Saturday, April 26, 2014

Canonizing Trayvon Martin

Canonizing Trayvon Martin

 
With Pope Francis scheduled to officially recognize former Popes John XXIII and John Paul II as canonized saints in the Roman Catholic Church on Sunday, it’s appropriate that we pay homage to an unofficial American saint-in-the-making, black martyr, Trayvon Benjamin Martin.

If eventually secularly sanctified, Martin’s sainthood would be unique.

The fatal shooting of Trayvon Martin, a 17 year old black man-child, by 29 year old, mixed-race neighborhood watchman George Zimmerman in the early evening of February 26th, 2012, was an avoidable national tragedy, but hardly grounds for Trayvon’s sainthood in any sense.

It was avoidable because Martin failed to control his rage at being accosted and challenged and because of Zimmerman’s overzealousness in performing his volunteer job of protecting his Sanford, Florida community.
I
t evolved into a national tragedy, in fact, a national travesty, when Zimmerman was pre-judged guilty and threatened with execution by radical civil rights agitators. 

That unpunished, outrageous threat by the New Black Panther Party accompanied the mainstream media wildly sensationalizing and twisting the truth about the defendant and the incident and was further exacerbated by the president of the United States needlessly interjecting himself in a local affair, thereby intentionally or unintentionally helping ignite a national firestorm over race, prejudice, and the equity of “Stand Your Ground” laws.

(See graphic, including previously suppressed, photos of Martin and Zimmerman here http://tinyurl.com/k9blrzo.)

When George Zimmerman was totally exonerated by a jury of his peers in July, 2013 and the FBI regretfully conceded it found no racial bias in the shooting, overly optimistic observers assumed, hoped, that the unfortunate spectacle was over and done with. 

We naively felt that Martin would and should forever be fondly remembered by his family and friends and that  Zimmerman would and should be permitted to live out his life as an innocent, free man.

Of course, as often detailed in this space, none of those hopes came to fruition.
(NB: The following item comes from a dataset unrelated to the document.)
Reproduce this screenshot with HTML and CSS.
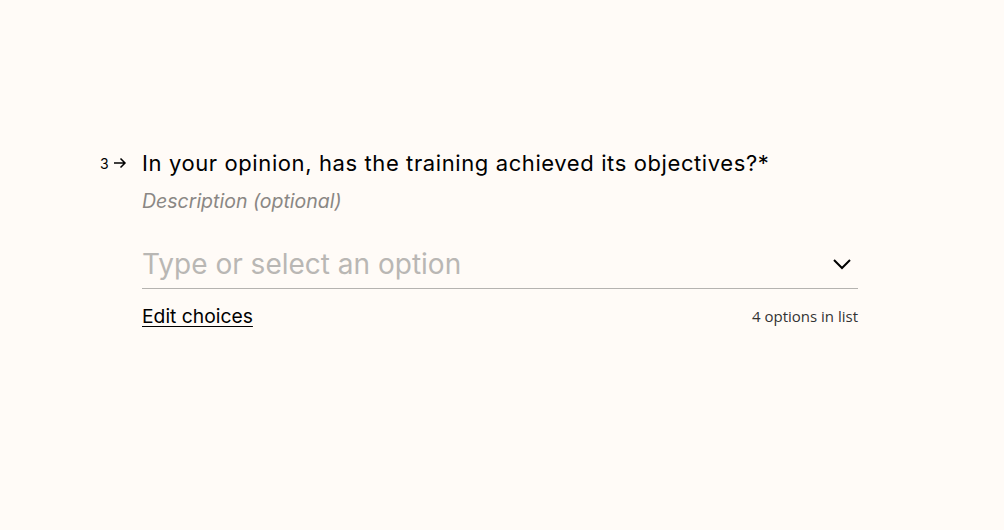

Following the not guilty verdict, black agitators like the New Black Panther Party, Al Sharpton, and Jesse Jackson reacted by ramping up their threats and racial hatred.  Obama’s MSM continued to publish pictures depicting Trayvon as an innocent 12 year old instead of the thuggish, menacing 17 year old he had become.  Martin’s memory was cynically transformed into a black cause of dubious merit.  And Zimmerman was forced to go into hiding to preserve his life.